Certa feitapedi dois conselhos para mim no tarô. Em ambos me saiu a carta dA Morte. Logo a temida dona do fim. Eu poderia ter sido tomado por um assombro, um trovão de calamidade mas, num conselho, você precisa se trajar como o Arcano, obedecer seus domínios. Adornar-se de Morte é ser quem está para além do medo.
Morte, o Arcano sem Nome. Ninguém precisa ouvi-la para saber o que ela representa. A foice diz tudo. Vem como uma sombra e corta na meia-noite da alma. Ser a Morte é ser destemido, é não ter medo, é causar medo por onde passa. É ser maior que a vida, porque, afinal, a subtrai.
E viver, é, afinal, morrer, a todo instante. Abandonar a pele como fazem os répteis, e renascer a todo instante. E morrenascer. E nascer morto. Morrer vivo. Morreviver. Somos tudo aquilo que deixamos de ser. Toda ausência, todo substrato, sangue, fezes, lágrima, detritos. Somos. Porque deixamos de ser.
Eu acredito que uma pessoa só existe após morrer, porque enquanto está viva, não completou-se. Ainda não foi tudo que podia ter sido. Mas ao morrer, não se pode ser nada além do que foi. Na morte não existe redenção. Todos vão pro mesmo solo, mesmo berço comum ou, como cantava Augusto dos Anjos:
"E haja só amizade verdadeira
Duma caveira para outra caveira,
Do meu sepulcro para o teu sepulcro?!"
Na Morte, contudo, existe a coragem do usufruto da própria vida. Buscamos ser melhores em vida para não sermos esquecidos no fim. Não queremos o oblívio. Então morrer é matar a nossa pior parte e viver com aquela que é mais pura, bem dizia Hamlet para a própria mãe no ápice da peça.
No primeiro conselho me surgiu A Morte com o Cavaleiro de Espadas. Matar com palavras, matar de forma precisa, matar com palato e ímpeto da tempestade. A Morte trajada no Cavaleiro de Espadas é a Morte cavaleira do apocalipse, prenúncio de medo e terror. A imbatível, destemida, imparável. O Tarô me pediu pra ser guerreiro como a Morte de Espadas.
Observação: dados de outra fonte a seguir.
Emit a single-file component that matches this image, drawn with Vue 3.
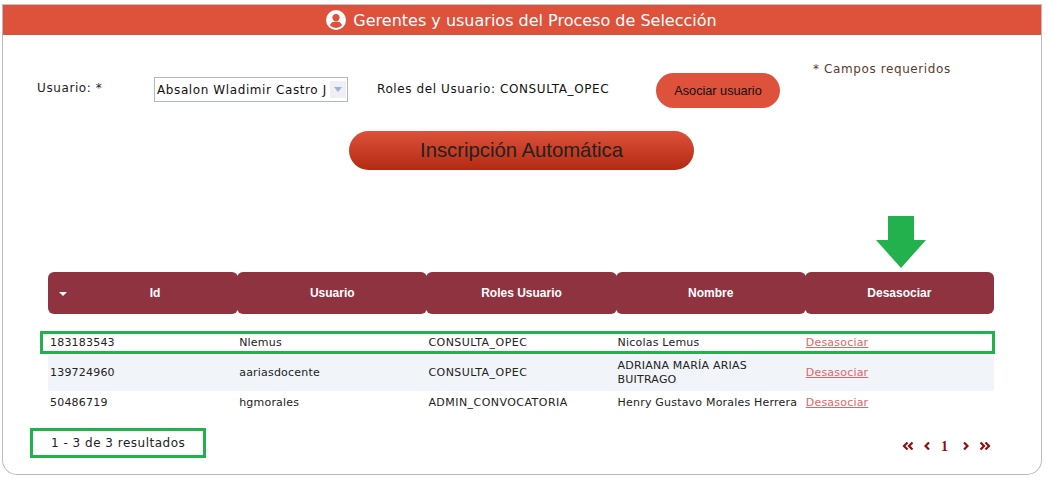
<script setup>
const columns = ["Id", "Usuario", "Roles Usuario", "Nombre", "Desasociar"]

const users = [
  { id: "183183543", user: "Nlemus", role: "CONSULTA_OPEC", name: "Nicolas Lemus" },
  { id: "139724960", user: "aariasdocente", role: "CONSULTA_OPEC", name: "ADRIANA MARÍA ARIAS BUITRAGO" },
  { id: "50486719", user: "hgmorales", role: "ADMIN_CONVOCATORIA", name: "Henry Gustavo Morales Herrera" }
]
</script>

<template>
  <div class="panel">
    <header class="title">
      <svg class="title-icon" viewBox="0 0 20 20" width="20" height="20">
        <circle cx="10" cy="10" r="10" fill="#fff" />
        <circle cx="10" cy="7.6" r="3.6" fill="#df513b" />
        <path d="M3.9 15.2c1-2.6 3.3-3.6 6.1-3.6s5.100 1 6.100 3.6A8 8 0 0 1 10 18a8 8 0 0 1-6.100-2.800z" fill="#df513b" />
      </svg>
      <span>Gerentes y usuarios del Proceso de Selección</span>
    </header>

    <section class="form-row">
      <label class="user-label">Usuario: *</label>
      <div class="select">
        <span class="select-text">Absalon Wladimir Castro J</span>
        <span class="select-btn"><i></i></span>
      </div>
      <span class="roles">Roles del Usuario: CONSULTA_OPEC</span>
      <button class="assoc">Asociar usuario</button>
      <span class="required">* Campos requeridos</span>
    </section>

    <div class="auto-row">
      <button class="auto">Inscripción Automática</button>
    </div>

    <div class="arrow-row">
      <svg viewBox="0 0 50 52" width="50" height="52">
        <path d="M12 0h26v24h12L25 52 0 24h12z" fill="#22b14c" />
      </svg>
    </div>

    <div class="table">
      <div class="thead">
        <div v-for="(c, i) in columns" :key="c" class="th" :class="{ sorted: i === 0 }">
          <i v-if="i === 0" class="sort"></i>
          {{ c }}
        </div>
      </div>
      <div class="tbody">
        <div v-for="(u, i) in users" :key="u.id" class="tr" :class="{ alt: i === 1, marked: i === 0 }">
          <div class="td">{{ u.id }}</div>
          <div class="td">{{ u.user }}</div>
          <div class="td role">{{ u.role }}</div>
          <div class="td">{{ u.name }}</div>
          <div class="td link"><a href="#">Desasociar</a></div>
        </div>
      </div>
    </div>

    <footer class="foot">
      <div class="count">1 - 3 de 3 resultados</div>
      <nav class="pager">
        <svg viewBox="0 0 12 8" width="12" height="8"><path d="M5.500 .5 2 4l3.500 3.500M10.500 .5 7 4l3.500 3.500" fill="none" stroke="#8f1010" stroke-width="2.200" /></svg>
        <svg viewBox="0 0 7 8" width="7" height="8"><path d="M5 .5 1.500 4 5 7.500" fill="none" stroke="#8f1010" stroke-width="2.200" /></svg>
        <b>1</b>
        <svg viewBox="0 0 7 8" width="7" height="8"><path d="M2 .5 5.500 4 2 7.500" fill="none" stroke="#8f1010" stroke-width="2.200" /></svg>
        <svg viewBox="0 0 12 8" width="12" height="8"><path d="M1.500 .5 5 4 1.500 7.500M6.500 .5 10 4 6.500 7.500" fill="none" stroke="#8f1010" stroke-width="2.200" /></svg>
      </nav>
    </footer>
  </div>
</template>

<style>
html, body { background: #fff; }
</style>

<style scoped>
.panel {
  box-sizing: border-box;
  width: 1040px;
  height: 471px;
  margin: 4px 0 0 2px;
  border: 1px solid #bbb;
  border-top-color: #c4c4c4;
  border-radius: 0 0 15px 15px;
  font-family: "DejaVu Sans", sans-serif;
  font-size: 11px;
  color: #222;
  overflow: hidden;
}

.title {
  height: 30px;
  background: #de513b;
  color: #fff;
  font-size: 16px;
  display: flex;
  align-items: center;
  justify-content: center;
  gap: 7px;
  padding-right: 1px;
}

.form-row {
  display: flex;
  align-items: flex-start;
  height: 96px;
  padding-left: 34px;
  font-size: 12px;
  letter-spacing: .6px;
}

.user-label { width: 117px; margin-top: 45px; line-height: 16px; }

.select {
  box-sizing: border-box;
  width: 194px;
  height: 25px;
  margin-top: 42px;
  border: 1px solid #b0b5c8;
  display: flex;
  align-items: center;
  padding-left: 2px;
  background: #fff;
  color: #111;
}

.select-text { flex: 1; overflow: hidden; white-space: nowrap; }

.select-btn {
  width: 16px;
  height: 17px;
  margin-right: 1px;
  background: #eef0f4;
  display: flex;
  align-items: center;
  justify-content: center;
}

.select-btn i {
  border-left: 4px solid transparent;
  border-right: 4px solid transparent;
  border-top: 5px solid #9fb2d6;
}

.roles { width: 279px; margin: 46px 0 0 29px; white-space: nowrap; color: #111; line-height: 16px; }

.assoc {
  width: 124px;
  height: 35px;
  margin-top: 38px;
  border: 0;
  border-radius: 18px;
  background: #de513b;
  color: #111;
  font: 12.700px "Liberation Sans", sans-serif;
  padding: 0;
}

.required { margin: 26px 0 0 33px; color: #5c3a30; white-space: nowrap; line-height: 16px; }

.auto-row { display: flex; justify-content: center; padding-right: 1px; }

.auto {
  width: 345px;
  height: 39px;
  border: 0;
  border-radius: 20px;
  background: linear-gradient(#dc513a, #b32a12);
  color: #222;
  font: 20.300px "Liberation Sans", sans-serif;
  padding: 0 0 0 0;
}

.arrow-row {
  display: flex;
  justify-content: flex-end;
  padding: 46px 115px 0 0;
  height: 56px;
}

.table { margin: 0 46px 0 45px; }

.thead, .tr {
  display: grid;
  grid-template-columns: repeat(5, 1fr);
  width: 946px;
}

.th {
  height: 42px;
  background: #8f3341;
  border-radius: 6px;
  color: #fff;
  font: bold 12px "Liberation Sans", sans-serif;
  display: flex;
  align-items: center;
  justify-content: center;
  position: relative;
  margin-right: -1px;
}

.th:last-child { margin-right: 0; }

.th.sorted { padding-left: 24px; }

.sort {
  position: absolute;
  left: 11px;
  top: 20px;
  border-left: 4px solid transparent;
  border-right: 4px solid transparent;
  border-top: 4px solid #fff;
}

.tbody { margin-top: 20px; }

.tr { align-items: center; letter-spacing: .2px; position: relative; }

.tr.marked { height: 17px; }

/* recuadro verde sobre la primera fila */
.tr.marked::after {
  content: "";
  position: absolute;
  inset: -3px -1px -3px -8px;
  border: 3px solid #22b14c;
}

.tr.alt { background: #f1f4f9; margin-top: 4px; height: 36px; }

.tr:last-child { height: 24px; }

.td { padding: 0 2px; line-height: 14px; }

.td.role { letter-spacing: .45px; }

.td.link { padding-left: 1px; }

.td a { color: #e06666; }

.foot {
  display: flex;
  justify-content: space-between;
  align-items: center;
  margin: 13px 50px 0 27px;
}

.count {
  box-sizing: border-box;
  width: 176px;
  height: 30px;
  border: 3px solid #22b14c;
  display: flex;
  align-items: center;
  padding-left: 18px;
  font-size: 12px;
  letter-spacing: .5px;
}

.pager { display: flex; align-items: center; gap: 10px; padding-top: 6px; }

.pager b { font: bold 14px "Liberation Serif", serif; color: #8f1010; margin: 2px 4px 0 0; }
</style>
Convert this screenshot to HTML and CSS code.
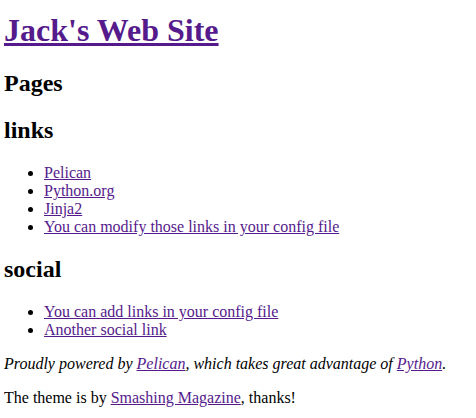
FILE: index.html
```html
<!DOCTYPE html>
<html>
<head>
<meta charset="utf-8">
<link rel="stylesheet" href="styles.css">
</head>
<body class="page">
<header class="banner">
<h1 class="site-title"><a class="link" href="#">Jack's Web Site</a></h1>
</header>
<h2 class="section-title">Pages</h2>
<h2 class="section-title">links</h2>
<ul class="list">
<li><a class="link" href="#">Pelican</a></li>
<li><a class="link" href="#">Python.org</a></li>
<li><a class="link" href="#">Jinja2</a></li>
<li><a class="link" href="#">You can modify those links in your config file</a></li>
</ul>
<h2 class="section-title">social</h2>
<ul class="list">
<li><a class="link" href="#">You can add links in your config file</a></li>
<li><a class="link" href="#">Another social link</a></li>
</ul>
<footer class="footer">
<address class="powered">Proudly powered by <a class="link" href="#">Pelican</a>, which takes great advantage of <a class="link" href="#">Python</a>.</address>
<p class="credit">The theme is by <a class="link" href="#">Smashing Magazine</a>, thanks!</p>
</footer>
</body>
</html>
```
FILE: styles.css
```css
.page {
  margin: 12px 4px 8px 4px;
  font-family: "Liberation Serif", "Times New Roman", serif;
  font-size: 16px;
  color: #000;
  background: #fff;
}
.link {
  color: #551a8b;
  text-decoration: underline;
}
.site-title {
  font-size: 32px;
  font-weight: bold;
  margin: 0 0 21.44px;
}
.section-title {
  font-size: 24px;
  font-weight: bold;
  margin: 19.92px 0;
}
.list {
  margin: 16px 0;
  padding-left: 40px;
}
.powered {
  font-style: italic;
  display: block;
}
.credit {
  margin: 16px 0;
}
```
Enfrentar tudo como a Morte tudo enfrenta e sai vencedora, porque não morre aquilo que só pode matar.
Depois perguntei das coisas do coração, me veio a Morte e o 9 de Espadas. E eu entendi, eu entendi. Mate o medo, mate a angústia, mate o que em você treme fronte a face da caveira.
Quem ama beija a boca da Morte e não se importa. Quem ama morre sempre que vem a taquicardia. Porque morrer, sofrer, faz parte, é tutano.